Short exercise —
Produce an exact transcription of the listing below, omitting the pictures.

Given data —
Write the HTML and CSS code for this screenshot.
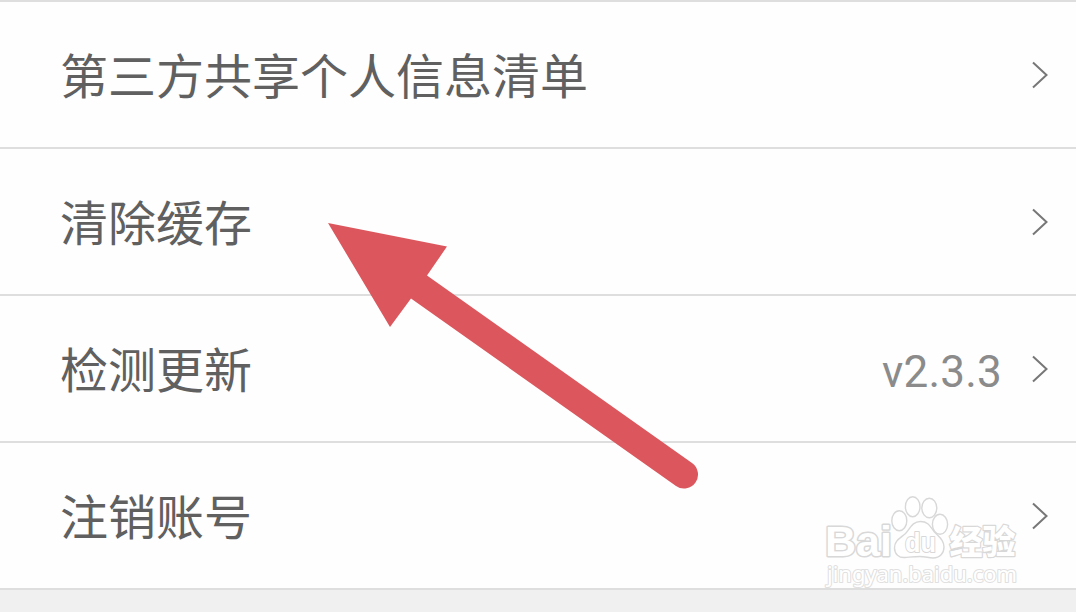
FILE: index.html
```html
<!DOCTYPE html>
<html lang="zh-CN">
<head>
<meta charset="utf-8">
<title>设置</title>
<link rel="stylesheet" href="styles.css">
</head>
<body>
<main class="screen">
  <ul class="list">
    <li class="row"><span class="label">第三方共享个人信息清单</span><svg class="chevron" viewBox="0 0 18 30"><path d="M2 2.500 15.500 15 2 27.500"/></svg></li>
    <li class="row"><span class="label">清除缓存</span><svg class="chevron" viewBox="0 0 18 30"><path d="M2 2.500 15.500 15 2 27.500"/></svg></li>
    <li class="row"><span class="label">检测更新</span><span class="value">v2.3.3</span><svg class="chevron" viewBox="0 0 18 30"><path d="M2 2.500 15.500 15 2 27.500"/></svg></li>
    <li class="row"><span class="label">注销账号</span><svg class="chevron" viewBox="0 0 18 30"><path d="M2 2.500 15.500 15 2 27.500"/></svg></li>
  </ul>
  <svg class="arrow" viewBox="0 0 380 276">
    <path d="M8 7 127 30.500 107 59.500 372 247A13.800 13.800 0 0 1 356 270L91 82.500 70 111Z"/>
  </svg>
  <svg class="watermark" viewBox="0 0 200 100">
    <text class="brand" x="3" y="66" textLength="67" lengthAdjust="spacingAndGlyphs">Bai</text>
    <g class="paw">
      <ellipse cx="77.300" cy="30.700" rx="7.500" ry="10"/>
      <ellipse cx="90.700" cy="16.700" rx="7.300" ry="10"/>
      <ellipse cx="107.300" cy="18" rx="7.500" ry="9.700"/>
      <ellipse cx="118" cy="34.300" rx="7.600" ry="10"/>
      <path d="M98.500 31.500C90 31.500 88 39 83 44 77 49 72.500 51 72.500 58 72.500 64 77 68 83 67.500 89 67 93 66.500 98 66.500 103 66.500 107 68 111 68 118 68 122 63 122 57 122 50 117 47 112.500 42 108 36 106 31.500 98.500 31.500Z"/>
    </g>
    <text class="du" x="83" y="62" textLength="31" lengthAdjust="spacingAndGlyphs">du</text>
    <text class="brand-cn" x="127.500" y="64" textLength="66" lengthAdjust="spacingAndGlyphs">经验</text>
    <text class="site" x="5" y="92" textLength="190" lengthAdjust="spacingAndGlyphs">jingyan.baidu.com</text>
  </svg>
</main>
</body>
</html>
```
FILE: styles.css
```css
body {
  margin: 0;
  background: #f0f0f0;
}

.screen {
  position: relative;
  height: 612px;
  overflow: hidden;
  font-family: "Noto Sans CJK SC", sans-serif;
}

.list {
  margin: 0;
  padding: 0;
  list-style: none;
  border-top: 2px solid #dedede;
}

.row {
  display: flex;
  align-items: center;
  box-sizing: border-box;
  height: 147px;
  padding: 0 27px 0 60px;
  background: #fefefe;
  border-bottom: 2px solid #dedede;
}

.label {
  flex: 1;
  padding-bottom: 4px;
  color: #606060;
  font-size: 48px;
  line-height: 70px;
}

.value {
  margin-right: 29px;
  padding-top: 6px;
  color: #8b8b8b;
  font-family: Roboto, sans-serif;
  font-size: 44px;
  line-height: 52px;
  letter-spacing: 0.2px;
}

.chevron {
  width: 18px;
  height: 30px;
  fill: none;
  stroke: #777;
  stroke-width: 2;
}

.arrow {
  position: absolute;
  left: 320px;
  top: 216px;
  width: 380px;
  height: 276px;
  fill: #dc575d;
}

.watermark {
  position: absolute;
  left: 822px;
  top: 490px;
  width: 200px;
  height: 100px;
  fill: #fff;
  stroke: #d8d8d8;
  stroke-width: 1.4;
}

.watermark text {
  paint-order: stroke;
  stroke-linejoin: round;
}

.watermark .brand {
  font: 700 42px/1 "Liberation Sans", sans-serif;
  stroke-width: 3;
}

.watermark .du {
  font: 700 27px/1 "Liberation Sans", sans-serif;
  stroke-width: 2;
}

.watermark .brand-cn {
  font: 900 33px/1 "Noto Sans CJK SC", sans-serif;
  stroke-width: 2.4;
}

.watermark .site {
  font: 400 21px/1 "Noto Sans", sans-serif;
  stroke: #e0e0e0;
  stroke-width: 2;
}
```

Correct response —
Write the HTML and CSS code for this screenshot.
FILE: index.html
```html
<!DOCTYPE html>
<html lang="zh-CN">
<head>
<meta charset="utf-8">
<title>设置</title>
<link rel="stylesheet" href="styles.css">
</head>
<body>
<main class="screen">
  <ul class="list">
    <li class="row"><span class="label">第三方共享个人信息清单</span><svg class="chevron" viewBox="0 0 18 30"><path d="M2 2.500 15.500 15 2 27.500"/></svg></li>
    <li class="row"><span class="label">清除缓存</span><svg class="chevron" viewBox="0 0 18 30"><path d="M2 2.500 15.500 15 2 27.500"/></svg></li>
    <li class="row"><span class="label">检测更新</span><span class="value">v2.3.3</span><svg class="chevron" viewBox="0 0 18 30"><path d="M2 2.500 15.500 15 2 27.500"/></svg></li>
    <li class="row"><span class="label">注销账号</span><svg class="chevron" viewBox="0 0 18 30"><path d="M2 2.500 15.500 15 2 27.500"/></svg></li>
  </ul>
  <svg class="arrow" viewBox="0 0 380 276">
    <path d="M8 7 127 30.500 107 59.500 372 247A13.800 13.800 0 0 1 356 270L91 82.500 70 111Z"/>
  </svg>
  <svg class="watermark" viewBox="0 0 200 100">
    <text class="brand" x="3" y="66" textLength="67" lengthAdjust="spacingAndGlyphs">Bai</text>
    <g class="paw">
      <ellipse cx="77.300" cy="30.700" rx="7.500" ry="10"/>
      <ellipse cx="90.700" cy="16.700" rx="7.300" ry="10"/>
      <ellipse cx="107.300" cy="18" rx="7.500" ry="9.700"/>
      <ellipse cx="118" cy="34.300" rx="7.600" ry="10"/>
      <path d="M98.500 31.500C90 31.500 88 39 83 44 77 49 72.500 51 72.500 58 72.500 64 77 68 83 67.500 89 67 93 66.500 98 66.500 103 66.500 107 68 111 68 118 68 122 63 122 57 122 50 117 47 112.500 42 108 36 106 31.500 98.500 31.500Z"/>
    </g>
    <text class="du" x="83" y="62" textLength="31" lengthAdjust="spacingAndGlyphs">du</text>
    <text class="brand-cn" x="127.500" y="64" textLength="66" lengthAdjust="spacingAndGlyphs">经验</text>
    <text class="site" x="5" y="92" textLength="190" lengthAdjust="spacingAndGlyphs">jingyan.baidu.com</text>
  </svg>
</main>
</body>
</html>
```
FILE: styles.css
```css
body {
  margin: 0;
  background: #f0f0f0;
}

.screen {
  position: relative;
  height: 612px;
  overflow: hidden;
  font-family: "Noto Sans CJK SC", sans-serif;
}

.list {
  margin: 0;
  padding: 0;
  list-style: none;
  border-top: 2px solid #dedede;
}

.row {
  display: flex;
  align-items: center;
  box-sizing: border-box;
  height: 147px;
  padding: 0 27px 0 60px;
  background: #fefefe;
  border-bottom: 2px solid #dedede;
}

.label {
  flex: 1;
  padding-bottom: 4px;
  color: #606060;
  font-size: 48px;
  line-height: 70px;
}

.value {
  margin-right: 29px;
  padding-top: 6px;
  color: #8b8b8b;
  font-family: Roboto, sans-serif;
  font-size: 44px;
  line-height: 52px;
  letter-spacing: 0.2px;
}

.chevron {
  width: 18px;
  height: 30px;
  fill: none;
  stroke: #777;
  stroke-width: 2;
}

.arrow {
  position: absolute;
  left: 320px;
  top: 216px;
  width: 380px;
  height: 276px;
  fill: #dc575d;
}

.watermark {
  position: absolute;
  left: 822px;
  top: 490px;
  width: 200px;
  height: 100px;
  fill: #fff;
  stroke: #d8d8d8;
  stroke-width: 1.4;
}

.watermark text {
  paint-order: stroke;
  stroke-linejoin: round;
}

.watermark .brand {
  font: 700 42px/1 "Liberation Sans", sans-serif;
  stroke-width: 3;
}

.watermark .du {
  font: 700 27px/1 "Liberation Sans", sans-serif;
  stroke-width: 2;
}

.watermark .brand-cn {
  font: 900 33px/1 "Noto Sans CJK SC", sans-serif;
  stroke-width: 2.4;
}

.watermark .site {
  font: 400 21px/1 "Noto Sans", sans-serif;
  stroke: #e0e0e0;
  stroke-width: 2;
}
```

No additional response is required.